Мы уже замечали, как Пушкин “лепит” своего героя. Весьма возможно, современники Пушкина чувствовали то, чего мы уже не можем столь непосредственно ощущать – с кого он лепит. В начале ХIХ века в России был известен “анекдот об актере Ле Кене”, в котором дается иронический портрет драматического писателя. “Вам известно, что для сочинения истинной трагедии надобно иметь большие познания, быть рожденну стихотворцем, не жалеть ни трудов, ни времени”(19, с.57). В своем монологе Сальери как бы по пунктам отвечает тем же требованиям:


быть рождену стихотворцем

большие познания

не жалеть ни трудов, ни времени



С а л ь е р и

родился я с любовию к искусству

в науке искушенный

самоотверженье, труды, усердие, моленья и т.д.

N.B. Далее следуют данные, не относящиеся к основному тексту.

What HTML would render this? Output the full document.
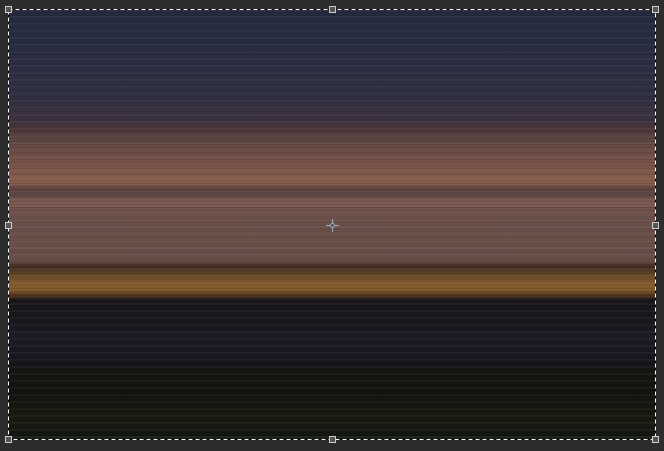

Пародия может появиться лишь тогда, когда пародируемое явление очень хорошо знакомо и схватывается читателем моментально. И тогда становится особенно значимым то, что объектом иронии в анекдоте является фигура трагика-классициста и через него сам классицизм. “Эта мелочная и ложная теория, утвержденная старинными риторами” (Пушкин) еще правила умами в 30-х годах ХIХ века. В рецензии на

“Марфу Посадницу” в 1830 году Пушкин писал: “Между тем как эстетика со времен Канта и Лессинга развита с такою ясностию и обширностию, мы все еще остаемся при понятиях тяжелого педанта Готшеда” (20). Основатель “Лейпцигского классицизма” не был европейской знаменитостью и силен был как пропагандист направления, гораздо более сильного – вольтеровского”. Именно Вольтеру теория драмы обязана так называемым “просветительским классицизмом”, с требованиями которого во многом перекликается характер Сальери. Классицизм устанавливал в драматургии жесткую нормативную систему. Признавая талант за Шекспиром, Вольтер упрекал великого трагика за отсутствие малейшего знания правил. Защитники Шекспира обвиняли французов в подмене гения правилами. В этом контексте легче понять недоуменное негодование Сальери, что его “безропотное” следование правилам не заменило ему дара. Формулировка Вольтера: “Мы не дозволяем ни малейшей вольности, мы желаем, чтобы автор был непременно в цепях и тем не менее казался свободным” (19, с.38), – может служить комментарием к тому, почему Моцарт может сказать “вольное искусство”, а Сальери – нет. В другом случае Вольтер говорит: “Искусство становится при этом (т.е. при соблюдении трех единств и т.д.) более трудным, а преодоленные трудности в любом жанре доставляют наслаждение и приносят славу” (19, с.38, курсив мой. - А.Б.). Если так, то Сальери с полным правом мог “наслаждаться мирно своим трудом, успехом, славой” после того, как “усильным, напряженным постоянством (т.е. проливая те потоки пота, которые и есть святая вода искусства) достигнул степени высокой”. Характеризуя охранительную и регулирующую роль вольтеровских “правил” по отношению к трагедии, Ю.Кагарлицкий пишет: “они верно стерегут ее ворота, не допуская туда посторонних, соблюдая чистоту жанра “интенсивного”, концентрированного, рационально “выстроенного”. Пусть они… оберегают ее от простонародной грубости и варварского смешения комического с трагическим” (19, с.37). Подобные соображения вполне могли бы оправдать праведный гнев Сальери на игру слепого скрипача.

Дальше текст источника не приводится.